GIVEN INSTRUCTION —
Check every line below for the string "TypeScript", and copy the lines that contain it.

[PROVIDED INFORMATION start]

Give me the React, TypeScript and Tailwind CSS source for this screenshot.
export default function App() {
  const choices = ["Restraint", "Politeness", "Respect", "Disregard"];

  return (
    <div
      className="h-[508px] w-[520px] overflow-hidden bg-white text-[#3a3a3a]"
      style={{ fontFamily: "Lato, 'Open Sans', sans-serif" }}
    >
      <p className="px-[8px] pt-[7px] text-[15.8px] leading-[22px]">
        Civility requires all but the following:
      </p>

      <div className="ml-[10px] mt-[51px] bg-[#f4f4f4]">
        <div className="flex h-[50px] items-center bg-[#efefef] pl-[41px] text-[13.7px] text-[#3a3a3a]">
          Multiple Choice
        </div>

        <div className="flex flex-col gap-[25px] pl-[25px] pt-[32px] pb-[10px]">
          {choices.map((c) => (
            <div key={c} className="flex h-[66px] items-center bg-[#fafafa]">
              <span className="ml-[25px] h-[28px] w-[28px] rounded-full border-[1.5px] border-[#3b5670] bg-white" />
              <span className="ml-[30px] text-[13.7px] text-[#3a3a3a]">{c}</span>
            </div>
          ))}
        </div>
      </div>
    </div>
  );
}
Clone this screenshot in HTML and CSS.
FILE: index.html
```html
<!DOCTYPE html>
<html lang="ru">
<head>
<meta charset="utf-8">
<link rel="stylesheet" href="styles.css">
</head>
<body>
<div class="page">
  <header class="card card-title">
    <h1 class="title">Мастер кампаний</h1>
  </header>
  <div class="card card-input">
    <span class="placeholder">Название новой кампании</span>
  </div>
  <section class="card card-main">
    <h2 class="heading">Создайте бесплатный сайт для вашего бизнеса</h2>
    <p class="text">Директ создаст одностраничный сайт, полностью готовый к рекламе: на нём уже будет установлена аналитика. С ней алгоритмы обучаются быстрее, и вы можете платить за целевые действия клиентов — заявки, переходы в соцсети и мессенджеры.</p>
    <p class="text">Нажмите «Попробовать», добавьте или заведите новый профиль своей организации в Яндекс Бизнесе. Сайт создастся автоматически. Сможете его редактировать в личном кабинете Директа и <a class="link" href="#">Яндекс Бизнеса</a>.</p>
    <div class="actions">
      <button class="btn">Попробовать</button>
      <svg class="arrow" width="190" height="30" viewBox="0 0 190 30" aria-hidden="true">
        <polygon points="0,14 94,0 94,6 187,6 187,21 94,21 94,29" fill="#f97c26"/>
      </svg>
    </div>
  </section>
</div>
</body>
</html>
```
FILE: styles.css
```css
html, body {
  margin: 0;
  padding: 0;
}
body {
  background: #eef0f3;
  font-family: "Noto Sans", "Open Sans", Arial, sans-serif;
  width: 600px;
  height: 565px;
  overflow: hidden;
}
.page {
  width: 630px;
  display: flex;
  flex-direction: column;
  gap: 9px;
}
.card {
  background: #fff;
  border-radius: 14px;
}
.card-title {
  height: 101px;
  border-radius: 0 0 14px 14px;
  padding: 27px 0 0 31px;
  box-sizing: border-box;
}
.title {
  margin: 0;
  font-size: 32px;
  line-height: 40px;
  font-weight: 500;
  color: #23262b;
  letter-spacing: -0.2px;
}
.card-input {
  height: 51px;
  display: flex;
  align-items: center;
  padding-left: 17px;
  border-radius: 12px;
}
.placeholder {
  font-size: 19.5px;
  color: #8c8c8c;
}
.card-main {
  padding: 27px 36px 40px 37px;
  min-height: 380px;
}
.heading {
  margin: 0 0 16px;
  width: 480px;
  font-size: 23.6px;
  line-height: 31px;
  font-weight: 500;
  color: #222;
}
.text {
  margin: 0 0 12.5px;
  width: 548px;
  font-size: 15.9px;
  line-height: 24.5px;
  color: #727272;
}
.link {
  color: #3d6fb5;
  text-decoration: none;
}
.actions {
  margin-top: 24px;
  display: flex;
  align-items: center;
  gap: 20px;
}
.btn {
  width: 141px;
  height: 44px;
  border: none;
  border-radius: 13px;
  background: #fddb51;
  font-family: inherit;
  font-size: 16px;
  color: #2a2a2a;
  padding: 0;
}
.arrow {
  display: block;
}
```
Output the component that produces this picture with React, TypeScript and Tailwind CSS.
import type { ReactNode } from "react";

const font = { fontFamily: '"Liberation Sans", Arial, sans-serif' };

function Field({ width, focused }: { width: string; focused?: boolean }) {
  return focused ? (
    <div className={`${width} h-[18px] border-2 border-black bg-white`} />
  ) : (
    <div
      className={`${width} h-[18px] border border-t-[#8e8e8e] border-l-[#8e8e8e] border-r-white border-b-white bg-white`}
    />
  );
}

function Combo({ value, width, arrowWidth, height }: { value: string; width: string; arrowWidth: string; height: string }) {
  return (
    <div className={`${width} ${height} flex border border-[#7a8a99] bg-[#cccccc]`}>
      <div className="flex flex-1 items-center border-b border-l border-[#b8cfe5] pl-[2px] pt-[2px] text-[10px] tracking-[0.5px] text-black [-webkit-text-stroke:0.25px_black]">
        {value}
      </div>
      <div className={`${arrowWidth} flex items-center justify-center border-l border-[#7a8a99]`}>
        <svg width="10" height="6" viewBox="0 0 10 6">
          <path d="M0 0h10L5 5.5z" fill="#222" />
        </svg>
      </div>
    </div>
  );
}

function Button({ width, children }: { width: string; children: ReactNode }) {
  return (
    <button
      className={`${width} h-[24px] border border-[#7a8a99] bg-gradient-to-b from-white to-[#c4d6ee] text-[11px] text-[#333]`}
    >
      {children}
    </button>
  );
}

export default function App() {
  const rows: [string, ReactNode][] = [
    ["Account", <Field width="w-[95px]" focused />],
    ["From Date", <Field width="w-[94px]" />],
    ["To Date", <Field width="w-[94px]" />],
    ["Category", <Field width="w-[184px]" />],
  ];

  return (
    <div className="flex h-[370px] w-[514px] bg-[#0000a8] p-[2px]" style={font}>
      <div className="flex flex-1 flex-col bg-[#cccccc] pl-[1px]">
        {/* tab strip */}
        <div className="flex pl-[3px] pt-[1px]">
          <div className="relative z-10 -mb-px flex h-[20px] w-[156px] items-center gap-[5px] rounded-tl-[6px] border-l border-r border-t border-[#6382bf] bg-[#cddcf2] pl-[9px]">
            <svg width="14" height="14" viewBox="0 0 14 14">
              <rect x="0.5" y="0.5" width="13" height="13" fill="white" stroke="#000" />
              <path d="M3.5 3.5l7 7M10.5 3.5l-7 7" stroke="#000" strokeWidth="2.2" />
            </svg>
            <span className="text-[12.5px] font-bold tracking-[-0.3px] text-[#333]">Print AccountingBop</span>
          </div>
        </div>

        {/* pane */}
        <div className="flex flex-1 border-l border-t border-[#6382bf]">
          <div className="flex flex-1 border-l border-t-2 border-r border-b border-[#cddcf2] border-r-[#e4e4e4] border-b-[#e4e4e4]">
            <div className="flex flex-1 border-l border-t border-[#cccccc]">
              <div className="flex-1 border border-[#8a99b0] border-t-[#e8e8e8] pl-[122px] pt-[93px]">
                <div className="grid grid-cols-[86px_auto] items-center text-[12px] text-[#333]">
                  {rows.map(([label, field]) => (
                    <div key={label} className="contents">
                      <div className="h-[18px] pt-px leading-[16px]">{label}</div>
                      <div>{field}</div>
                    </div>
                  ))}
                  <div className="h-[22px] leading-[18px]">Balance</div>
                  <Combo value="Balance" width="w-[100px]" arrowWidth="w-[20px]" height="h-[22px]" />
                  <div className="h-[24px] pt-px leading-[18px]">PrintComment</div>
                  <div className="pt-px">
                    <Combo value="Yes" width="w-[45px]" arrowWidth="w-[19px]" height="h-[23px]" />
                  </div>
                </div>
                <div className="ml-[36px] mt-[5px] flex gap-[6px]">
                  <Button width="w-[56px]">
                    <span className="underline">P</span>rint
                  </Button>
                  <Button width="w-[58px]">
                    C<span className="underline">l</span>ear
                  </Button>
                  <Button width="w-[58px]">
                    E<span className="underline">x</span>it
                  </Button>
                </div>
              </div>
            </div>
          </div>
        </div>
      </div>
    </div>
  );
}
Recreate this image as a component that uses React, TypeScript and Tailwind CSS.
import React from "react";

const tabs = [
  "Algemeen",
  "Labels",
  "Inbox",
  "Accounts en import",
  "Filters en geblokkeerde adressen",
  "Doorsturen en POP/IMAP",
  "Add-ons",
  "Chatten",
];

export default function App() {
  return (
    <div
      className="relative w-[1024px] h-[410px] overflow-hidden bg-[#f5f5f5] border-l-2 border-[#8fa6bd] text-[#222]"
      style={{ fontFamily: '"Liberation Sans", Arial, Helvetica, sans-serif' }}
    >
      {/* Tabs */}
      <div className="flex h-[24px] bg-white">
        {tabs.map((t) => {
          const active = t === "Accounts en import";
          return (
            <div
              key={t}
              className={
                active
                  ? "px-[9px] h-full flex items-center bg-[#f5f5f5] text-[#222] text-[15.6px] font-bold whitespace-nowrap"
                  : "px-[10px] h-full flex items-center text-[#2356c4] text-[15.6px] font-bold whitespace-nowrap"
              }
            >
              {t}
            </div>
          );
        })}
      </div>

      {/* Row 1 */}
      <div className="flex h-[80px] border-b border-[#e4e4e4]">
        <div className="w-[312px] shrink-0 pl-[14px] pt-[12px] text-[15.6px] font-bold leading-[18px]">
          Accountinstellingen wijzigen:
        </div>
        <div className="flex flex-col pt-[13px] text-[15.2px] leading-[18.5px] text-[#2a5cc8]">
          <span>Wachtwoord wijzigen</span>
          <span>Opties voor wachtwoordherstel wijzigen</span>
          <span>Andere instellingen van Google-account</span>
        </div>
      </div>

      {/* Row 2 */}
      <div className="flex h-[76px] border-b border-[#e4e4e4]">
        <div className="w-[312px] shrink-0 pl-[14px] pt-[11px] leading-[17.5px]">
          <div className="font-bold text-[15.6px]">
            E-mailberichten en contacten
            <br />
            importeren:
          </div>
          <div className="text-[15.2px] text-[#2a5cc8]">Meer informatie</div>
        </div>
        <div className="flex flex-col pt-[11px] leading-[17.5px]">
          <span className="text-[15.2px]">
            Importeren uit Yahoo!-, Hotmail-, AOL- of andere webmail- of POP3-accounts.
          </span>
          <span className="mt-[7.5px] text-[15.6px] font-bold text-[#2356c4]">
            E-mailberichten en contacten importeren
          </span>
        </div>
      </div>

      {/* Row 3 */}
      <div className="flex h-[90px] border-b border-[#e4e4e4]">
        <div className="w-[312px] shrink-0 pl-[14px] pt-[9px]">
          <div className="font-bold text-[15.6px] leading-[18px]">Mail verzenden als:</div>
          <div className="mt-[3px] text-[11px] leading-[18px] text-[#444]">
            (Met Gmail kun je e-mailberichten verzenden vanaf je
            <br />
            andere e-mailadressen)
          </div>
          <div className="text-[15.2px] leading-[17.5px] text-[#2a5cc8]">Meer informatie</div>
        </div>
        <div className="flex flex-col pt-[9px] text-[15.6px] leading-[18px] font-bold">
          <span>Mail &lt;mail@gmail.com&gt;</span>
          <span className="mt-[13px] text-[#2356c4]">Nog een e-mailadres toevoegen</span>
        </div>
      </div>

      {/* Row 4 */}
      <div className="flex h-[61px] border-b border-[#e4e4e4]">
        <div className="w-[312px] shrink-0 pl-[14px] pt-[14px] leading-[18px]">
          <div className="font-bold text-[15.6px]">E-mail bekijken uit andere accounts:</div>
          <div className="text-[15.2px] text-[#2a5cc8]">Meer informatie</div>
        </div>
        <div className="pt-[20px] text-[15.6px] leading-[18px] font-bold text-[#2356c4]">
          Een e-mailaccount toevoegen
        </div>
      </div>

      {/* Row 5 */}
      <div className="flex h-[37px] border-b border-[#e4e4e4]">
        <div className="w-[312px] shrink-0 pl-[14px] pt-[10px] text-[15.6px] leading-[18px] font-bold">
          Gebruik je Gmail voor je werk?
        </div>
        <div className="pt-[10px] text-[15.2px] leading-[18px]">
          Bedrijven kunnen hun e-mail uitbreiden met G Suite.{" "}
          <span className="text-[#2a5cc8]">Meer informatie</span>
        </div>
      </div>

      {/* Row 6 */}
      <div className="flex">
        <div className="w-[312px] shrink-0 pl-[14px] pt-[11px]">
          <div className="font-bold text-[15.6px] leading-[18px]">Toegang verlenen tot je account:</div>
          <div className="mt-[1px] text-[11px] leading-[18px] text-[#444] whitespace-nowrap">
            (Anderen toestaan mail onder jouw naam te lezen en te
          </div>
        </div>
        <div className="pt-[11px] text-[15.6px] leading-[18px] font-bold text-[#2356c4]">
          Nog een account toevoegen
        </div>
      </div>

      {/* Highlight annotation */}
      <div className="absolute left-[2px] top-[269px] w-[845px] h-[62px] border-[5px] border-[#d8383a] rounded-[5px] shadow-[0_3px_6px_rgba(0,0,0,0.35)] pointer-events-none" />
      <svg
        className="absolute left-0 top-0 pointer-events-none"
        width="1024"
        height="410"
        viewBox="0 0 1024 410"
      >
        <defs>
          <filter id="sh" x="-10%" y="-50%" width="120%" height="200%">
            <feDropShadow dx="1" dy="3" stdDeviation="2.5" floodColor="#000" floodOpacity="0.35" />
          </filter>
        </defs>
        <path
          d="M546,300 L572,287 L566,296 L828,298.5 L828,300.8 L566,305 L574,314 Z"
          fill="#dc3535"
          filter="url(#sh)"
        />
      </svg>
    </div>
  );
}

[PROVIDED INFORMATION end]

THE SOLUTION —
Give me the React, TypeScript and Tailwind CSS source for this screenshot.
Output the component that produces this picture with React, TypeScript and Tailwind CSS.
Recreate this image as a component that uses React, TypeScript and Tailwind CSS.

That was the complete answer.